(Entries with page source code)
___

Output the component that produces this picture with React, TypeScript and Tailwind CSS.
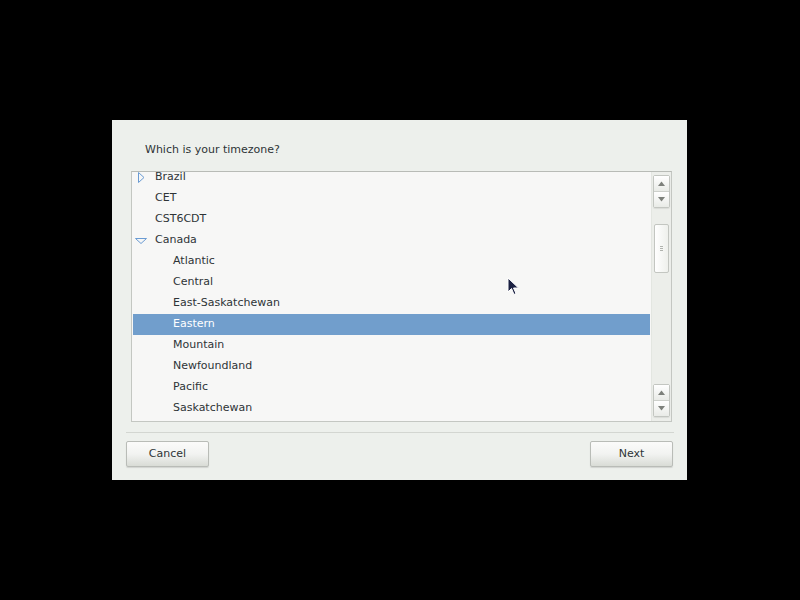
import { ReactNode } from 'react'

type Row = { label: string; depth: 0 | 1; arrow?: 'right' | 'down'; selected?: boolean }

const rows: Row[] = [
  { label: 'Brazil', depth: 0, arrow: 'right' },
  { label: 'CET', depth: 0 },
  { label: 'CST6CDT', depth: 0 },
  { label: 'Canada', depth: 0, arrow: 'down' },
  { label: 'Atlantic', depth: 1 },
  { label: 'Central', depth: 1 },
  { label: 'East-Saskatchewan', depth: 1 },
  { label: 'Eastern', depth: 1, selected: true },
  { label: 'Mountain', depth: 1 },
  { label: 'Newfoundland', depth: 1 },
  { label: 'Pacific', depth: 1 },
  { label: 'Saskatchewan', depth: 1 },
]

function Expander({ dir }: { dir: 'right' | 'down' }) {
  return (
    <svg width="12" height="12" viewBox="0 0 12 12" className="shrink-0">
      {dir === 'right' ? (
        <path d="M3.5 0.5 L9 5.5 L3.5 10.5 Z" fill="none" stroke="#6a9bd3" strokeWidth="1" />
      ) : (
        <path d="M0.5 3.5 L11.5 3.5 L6 8.5 Z" fill="none" stroke="#6a9bd3" strokeWidth="1" />
      )}
    </svg>
  )
}

function StepButton({ up }: { up: boolean }) {
  return (
    <div className="flex h-[15px] w-[15px] items-center justify-center bg-gradient-to-b from-white to-[#e9ebe7]">
      <svg width="7" height="5" viewBox="0 0 7 5">
        {up ? <path d="M0 5 L3.5 0.5 L7 5 Z" fill="#7d807b" /> : <path d="M0 0 L3.5 4.5 L7 0 Z" fill="#7d807b" />}
      </svg>
    </div>
  )
}

function Steppers() {
  return (
    <div className="flex flex-col rounded-[2px] border border-[#c3c6c1] shadow-[0_1px_1px_rgba(0,0,0,0.08)]">
      <StepButton up />
      <div className="h-px bg-[#cdd0cb]" />
      <StepButton up={false} />
    </div>
  )
}

function PushButton({ children }: { children: ReactNode }) {
  return (
    <div className="flex h-[26px] w-[83px] items-center justify-center rounded-[2px] border border-[#b9bcb7] bg-gradient-to-b from-[#fbfbfa] via-[#f2f3f1] to-[#d9dcd6] text-[11px] text-[#2e3436] shadow-[0_1px_1px_rgba(0,0,0,0.12)]">
      {children}
    </div>
  )
}

export default function App() {
  return (
    <div
      className="relative h-[600px] w-[800px] bg-black pl-[112px] pt-[120px]"
      style={{ fontFamily: '"DejaVu Sans", sans-serif' }}
    >
      <div className="flex h-[360px] w-[575px] flex-col bg-[#edf0ec]">
        <div className="pl-[33px] pt-[22px] text-[11px] leading-[16px] text-[#2e3436]">Which is your timezone?</div>

        <div className="ml-[19px] mt-[13px] flex h-[251px] w-[541px] border border-[#c4c7c2] border-t-[#b8bbb6] bg-[#f7f7f6]">
          <div className="flex-1 overflow-hidden p-px">
            <div className="-mt-[6px] flex flex-col">
              {rows.map((r) => (
                <div
                  key={r.label}
                  className={`flex h-[21px] items-center text-[11px] ${
                    r.selected ? 'bg-[#719ecc] text-white' : 'text-[#2e3436]'
                  }`}
                >
                  <div className="flex w-[22px] justify-start pl-[2px]">{r.arrow && <Expander dir={r.arrow} />}</div>
                  {r.depth === 1 && <div className="w-[18px]" />}
                  <span>{r.label}</span>
                </div>
              ))}
            </div>
          </div>
          <div className="flex w-[20px] flex-col items-center border-l border-[#e3e6e1] bg-[#eceeea] pt-[3px] pb-[4px]">
            <Steppers />
            <div className="mt-[16px] flex h-[49px] w-[15px] items-center justify-center rounded-[2px] border border-[#c3c6c1] bg-gradient-to-r from-white to-[#eef0ec]">
              <div className="flex flex-col gap-px">
                <div className="h-px w-[3px] bg-[#b0b3ae]" />
                <div className="h-px w-[3px] bg-[#b0b3ae]" />
                <div className="h-px w-[3px] bg-[#b0b3ae]" />
              </div>
            </div>
            <div className="flex-1" />
            <Steppers />
          </div>
        </div>

        <div className="ml-[14px] mt-[10px] h-px w-[548px] bg-[#d3d6d1]" />

        <div className="mt-[8px] flex justify-between pl-[14px] pr-[14px]">
          <PushButton>Cancel</PushButton>
          <PushButton>Next</PushButton>
        </div>
      </div>

      <svg className="absolute left-[507px] top-[277px]" width="13" height="19" viewBox="0 0 13 19">
        <path d="M1 1 L1 15 L4.5 11.5 L7 17.5 L9 16.5 L6.5 11 L11.5 11 Z" fill="#1b2142" stroke="#ffffff" strokeWidth="1" />
      </svg>
    </div>
  )
}
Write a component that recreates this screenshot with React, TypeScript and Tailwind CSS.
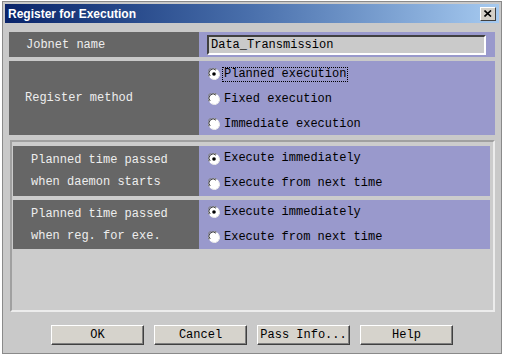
import React from 'react';

const mono = { fontFamily: '"Liberation Mono", "Courier New", monospace' };

function Radio({ checked }: { checked?: boolean }) {
  return (
    <svg width="12" height="12" viewBox="0 0 12 12" className="shrink-0">
      <circle cx="6" cy="6" r="5.5" fill="#ffffff" />
      <path d="M1.2 8.5 A5 5 0 0 1 8.5 1.2" fill="none" stroke="#808080" strokeWidth="1" />
      <path d="M2.2 8 A4 4 0 0 1 8 2.2" fill="none" stroke="#404040" strokeWidth="1" />
      <path d="M10.6 3.6 A5 5 0 0 1 3.6 10.6" fill="none" stroke="#e8e8e8" strokeWidth="1" />
      {checked && <circle cx="6" cy="6" r="1.8" fill="#000000" />}
    </svg>
  );
}

function Option({ label, checked, focus }: { label: string; checked?: boolean; focus?: boolean }) {
  return (
    <div className="flex items-center h-[15px]">
      <Radio checked={checked} />
      <span
        className={`ml-[2px] px-[1px] text-[12px] leading-[13px] text-black ${
          focus ? 'border border-dotted border-black' : 'border border-transparent'
        }`}
      >
        {label}
      </span>
    </div>
  );
}

function Btn({ label }: { label: string }) {
  return (
    <button
      className="w-[93px] h-[20px] bg-[#d6d3cc] text-[12px] text-black border border-t-white border-l-white border-b-[#404040] border-r-[#404040] shadow-[inset_-1px_-1px_0_#808080]"
      style={mono}
    >
      {label}
    </button>
  );
}

export default function App() {
  return (
    <div className="w-[505px] h-[359px] bg-white">
      <div className="ml-[2px] mt-[1px] w-[500px] h-[353px] bg-[#c9c9c9] border border-[#8a8a8a] p-[2px] flex flex-col">
        <div className="h-[19px] flex items-center justify-between bg-gradient-to-r from-[#0a246a] via-[#4a70ac] to-[#a6caf0] pl-[3px] pr-[3px]">
          <span
            className="text-white font-bold text-[12px]"
            style={{ fontFamily: '"Liberation Sans", Arial, sans-serif' }}
          >
            Register for Execution
          </span>
          <div className="w-[16px] h-[14px] bg-[#d4d0c8] border border-t-white border-l-white border-b-[#404040] border-r-[#404040] flex items-center justify-center">
            <svg width="8" height="7" viewBox="0 0 8 7">
              <path d="M0.5 0.5 L7 6.5 M7 0.5 L0.5 6.5" stroke="#000" strokeWidth="1.6" />
            </svg>
          </div>
        </div>

        <div className="flex-1 px-[4px] pt-[9px] flex flex-col" style={mono}>
          <div className="h-[25px] flex">
            <div className="w-[190px] bg-[#666666] flex items-center pl-[17px] text-[12px] text-[#eeeeee]">
              Jobnet name
            </div>
            <div className="flex-1 bg-[#9999cc] flex items-center pl-[8px] pr-[9px]">
              <div className="flex-1 h-[20px] bg-[#cacaca] border-2 border-t-[#404040] border-l-[#404040] border-b-white border-r-white flex items-center pl-[2px] text-[12px] text-black">
                Data_Transmission
              </div>
            </div>
          </div>

          <div className="h-[74px] flex mt-[4px]">
            <div className="w-[190px] bg-[#666666] flex items-center pl-[16px] text-[12px] text-[#eeeeee]">
              Register method
            </div>
            <div className="flex-1 bg-[#9999cc] flex flex-col justify-center gap-[10px] pl-[9px] pt-[2px]">
              <Option label="Planned execution" checked focus />
              <Option label="Fixed execution" />
              <Option label="Immediate execution" />
            </div>
          </div>

          <div className="mt-[5px] ml-[1px] h-[172px] border-2 border-t-[#a0a0a0] border-l-[#a0a0a0] border-b-[#ececec] border-r-[#ececec] bg-[#cccccc] pt-[4px] pl-[1px] pr-[3px] flex flex-col gap-[4px]">
            {[
              ['Planned time passed', 'when daemon starts'],
              ['Planned time passed', 'when reg. for exe.'],
            ].map((lines, i) => (
              <div key={i} className={`${i === 0 ? 'h-[50px]' : 'h-[49px]'} flex`}>
                <div className="w-[186px] bg-[#666666] flex flex-col justify-center pl-[18px] text-[12px] leading-[22px] text-[#eeeeee]">
                  <span>{lines[0]}</span>
                  <span>{lines[1]}</span>
                </div>
                <div className="flex-1 bg-[#9999cc] flex flex-col justify-center gap-[10px] pl-[9px]">
                  <Option label="Execute immediately" checked />
                  <Option label="Execute from next time" />
                </div>
              </div>
            ))}
          </div>

          <div className="mt-[13px] flex justify-center gap-[10px]">
            <Btn label="OK" />
            <Btn label="Cancel" />
            <Btn label="Pass Info..." />
            <Btn label="Help" />
          </div>
        </div>
      </div>
    </div>
  );
}
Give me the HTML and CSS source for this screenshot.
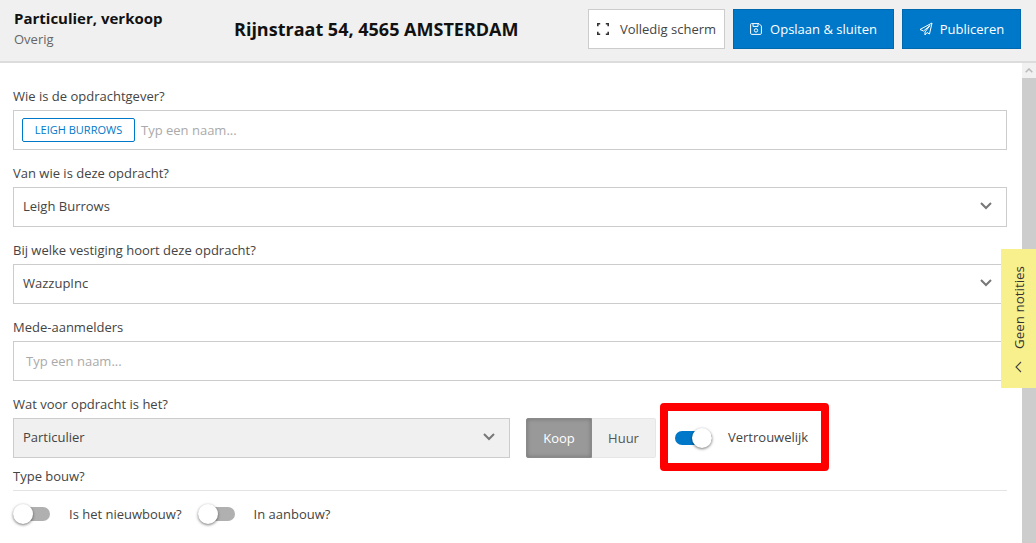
FILE: index.html
```html
<!DOCTYPE html>
<html lang="nl">
<head>
<meta charset="utf-8">
<title>Opdracht</title>
<link rel="stylesheet" href="styles.css">
</head>
<body>
<header class="topbar">
  <div class="kind">
    <div class="kind-title">Particulier, verkoop</div>
    <div class="kind-sub">Overig</div>
  </div>
  <h1 class="address">Rijnstraat 54, 4565 AMSTERDAM</h1>
  <div class="actions">
    <button class="btn btn-light">
      <svg class="icon" viewBox="0 0 12 12" width="12" height="12"><path d="M0.8 3.2V0.8H3.2M8.8 0.8H11.2V3.2M11.2 8.8V11.2H8.8M3.2 11.2H0.8V8.8" fill="none" stroke="#333" stroke-width="1.6"/></svg>
      Volledig scherm
    </button>
    <button class="btn btn-primary btn-save">
      <svg class="icon" viewBox="0 0 12 12" width="12" height="12"><path d="M1.5 0.6H9L11.4 3V10.2A1.2 1.2 0 0 1 10.2 11.4H1.8A1.2 1.2 0 0 1 0.6 10.2V1.5A.9 .9 0 0 1 1.5 .6ZM3 .8V3.4H8V.8" fill="none" stroke="#fff"/><circle cx="6" cy="7.4" r="1.7" fill="none" stroke="#fff"/></svg>
      Opslaan &amp; sluiten
    </button>
    <button class="btn btn-primary btn-publish">
      <svg class="icon" viewBox="0 0 14 14" width="14" height="14"><path d="M13 1L1 7.5L4.5 9L11 3.5L6 10V13L8 10.5L10.5 12Z" fill="none" stroke="#fff" stroke-linejoin="round"/></svg>
      Publiceren
    </button>
  </div>
</header>

<div class="body">
  <main class="form">
    <div class="field">
      <label class="label">Wie is de opdrachtgever?</label>
      <div class="box box-tags">
        <span class="tag">LEIGH BURROWS</span>
        <span class="placeholder">Typ een naam...</span>
      </div>
    </div>
    <div class="field">
      <label class="label">Van wie is deze opdracht?</label>
      <div class="box box-select">
        <span>Leigh Burrows</span>
        <svg class="chev" viewBox="0 0 12 8" width="12" height="8"><path d="M1 1L6 6L11 1" fill="none" stroke="#777" stroke-width="2"/></svg>
      </div>
    </div>
    <div class="field">
      <label class="label">Bij welke vestiging hoort deze opdracht?</label>
      <div class="box box-select">
        <span>WazzupInc</span>
        <svg class="chev" viewBox="0 0 12 8" width="12" height="8"><path d="M1 1L6 6L11 1" fill="none" stroke="#777" stroke-width="2"/></svg>
      </div>
    </div>
    <div class="field">
      <label class="label">Mede-aanmelders</label>
      <div class="box box-input"><span class="placeholder">Typ een naam...</span></div>
    </div>
    <div class="row">
      <div class="field field-kind">
        <label class="label">Wat voor opdracht is het?</label>
        <div class="box box-select box-disabled">
          <span>Particulier</span>
          <svg class="chev" viewBox="0 0 12 8" width="12" height="8"><path d="M1 1L6 6L11 1" fill="none" stroke="#777" stroke-width="2"/></svg>
        </div>
      </div>
      <div class="segment">
        <span class="seg seg-on">Koop</span>
        <span class="seg seg-off">Huur</span>
      </div>
      <div class="switch switch-conf">
        <span class="toggle toggle-on"><span class="knob"></span></span>
        <span class="switch-text">Vertrouwelijk</span>
      </div>
    </div>
    <div class="section-title">Type bouw?</div>
    <div class="switches">
      <div class="switch">
        <span class="toggle"><span class="knob"></span></span>
        <span>Is het nieuwbouw?</span>
      </div>
      <div class="switch">
        <span class="toggle"><span class="knob"></span></span>
        <span>In aanbouw?</span>
      </div>
    </div>
  </main>
  <div class="scrollbar">
    <div class="scroll-up"><svg viewBox="0 0 8 5" width="8" height="5"><path d="M.7 4.3L4 1L7.3 4.3" fill="none" stroke="#bbb" stroke-width="1.6"/></svg></div>
    <div class="scroll-thumb"></div>
  </div>
</div>

<aside class="notes">
  <span class="notes-text">Geen notities</span>
  <svg viewBox="0 0 7 12" width="7" height="12" class="notes-chev"><path d="M6 1L1 6L6 11" fill="none" stroke="#444" stroke-width="1.1"/></svg>
</aside>
<div class="highlight"></div>
</body>
</html>
```
FILE: styles.css
```css
* { box-sizing: border-box; }
html, body { margin: 0; height: 100%; overflow: hidden; }
body {
  font-family: "Open Sans", sans-serif;
  font-size: 13px;
  color: #444;
  background: #fff;
  display: flex;
  flex-direction: column;
  position: relative;
}
.topbar {
  height: 63px;
  flex: none;
  display: flex;
  align-items: center;
  background: #f0f0f0;
  border-bottom: 2px solid #dcdcdc;
  padding: 0 15px 3px 14px;
}
.kind { width: 220px; }
.kind-title { font-size: 15px; font-weight: 700; color: #111; line-height: 20px; margin-top: -2px; }
.kind-sub { font-size: 13px; color: #666; line-height: 20px; margin-top: 1px; }
.address { margin: 0; font-size: 18px; font-weight: 700; color: #111; line-height: 24px; }
.actions { margin-left: auto; display: flex; gap: 8px; }
.btn {
  height: 40px;
  font: 13px "Open Sans", sans-serif;
  display: flex;
  align-items: center;
  justify-content: center;
  gap: 8px;
  padding: 0;
  border-radius: 0;
}
.btn-light { width: 137px; background: #fff; border: 1px solid #ccc; color: #444; gap: 11px; }
.btn-primary { background: #0078c9; border: 1px solid #0068ad; color: #fff; }
.btn-save { width: 161px; }
.btn-publish { width: 119px; gap: 7px; }
.body { flex: 1; display: flex; min-height: 0; }
.form { flex: 1; padding: 23px 15px 0 13px; min-width: 0; }
.field { margin-bottom: 13px; }
.label { display: block; height: 24px; line-height: 20px; }
.box {
  height: 40px;
  border: 1px solid #ccc;
  display: flex;
  align-items: center;
  background: #fff;
  padding-bottom: 1px;
}
.box-tags { padding-left: 8px; gap: 6px; }
.tag {
  width: 113px;
  height: 24px;
  border: 1px solid #0078c9;
  border-radius: 2px;
  color: #0078c9;
  font-size: 11px;
  display: flex;
  align-items: center;
  justify-content: center;
}
.placeholder { color: #aaa; }
.box-input { padding-left: 12px; }
.box-select { justify-content: space-between; padding: 0 14px 2px 9px; }
.box-disabled { background: #f0f0f0; }
.row { display: flex; align-items: flex-start; }
.field-kind { width: 497px; margin-bottom: 0; }
.segment { display: flex; margin: 24px 0 0 16px; height: 40px; }
.seg { display: flex; align-items: center; justify-content: center; }
.seg-on { width: 66px; background: #999; color: #fff; border: 1px solid #8a8a8a; border-radius: 2px 0 0 2px; box-shadow: inset 0 0 4px rgba(0,0,0,.25); }
.seg-off { width: 64px; background: #f0f0f0; color: #555; border: 1px solid #e6e6e6; border-left: 0; border-radius: 0 2px 2px 0; }
.switch { display: flex; align-items: center; }
.switch-conf { margin: 24px 0 0 19px; height: 40px; }
.switch-conf .toggle { margin-right: 16px; }
.switch-text { margin-bottom: 2px; }
.toggle {
  position: relative;
  width: 37px;
  height: 14px;
  border-radius: 7px;
  background: #b0b0b0;
  margin-right: 19px;
  display: block;
  flex: none;
}
.toggle-on { background: #0078c9; }
.knob {
  position: absolute;
  left: 0;
  top: -3px;
  width: 20px;
  height: 20px;
  border-radius: 50%;
  background: #fff;
  box-shadow: 0 1px 3px rgba(0,0,0,.55);
}
.toggle-on .knob { left: 17px; }
.section-title {
  margin-top: 8px;
  height: 25px;
  line-height: 20px;
  border-bottom: 1px solid #e4e4e4;
  padding: 0;
}
.switches { display: flex; gap: 16px; margin-top: 14px; }
.scrollbar { width: 14px; flex: none; display: flex; flex-direction: column; }
.scroll-up { height: 15px; background: #f1f1f1; display: flex; align-items: center; justify-content: center; }
.scroll-thumb { flex: 1; background: #cdcdcd; }
.notes {
  position: absolute;
  right: 0;
  top: 249px;
  width: 35px;
  height: 139px;
  background: #f8ef8d;
  display: flex;
  flex-direction: column;
  align-items: center;
  justify-content: flex-end;
  padding-bottom: 15px;
}
.notes-text { writing-mode: vertical-rl; transform: rotate(180deg); color: #333; line-height: 20px; font-size: 13.4px; }
.notes-chev { margin-top: 12px; }
.highlight {
  position: absolute;
  left: 660px;
  top: 403px;
  width: 169px;
  height: 68px;
  border: 8px solid #f00;
  border-radius: 4px;
}
```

___

## REQUIREMENTS
Only the lines from the start of the entries above to the line containing "string; depth: 0" are to be given again, exactly and with both ends included; pictures are excluded.

## TASK SOLUTION
Output the component that produces this picture with React, TypeScript and Tailwind CSS.
import { ReactNode } from 'react'

type Row = { label: string; depth: 0 | 1; arrow?: 'right' | 'down'; selected?: boolean }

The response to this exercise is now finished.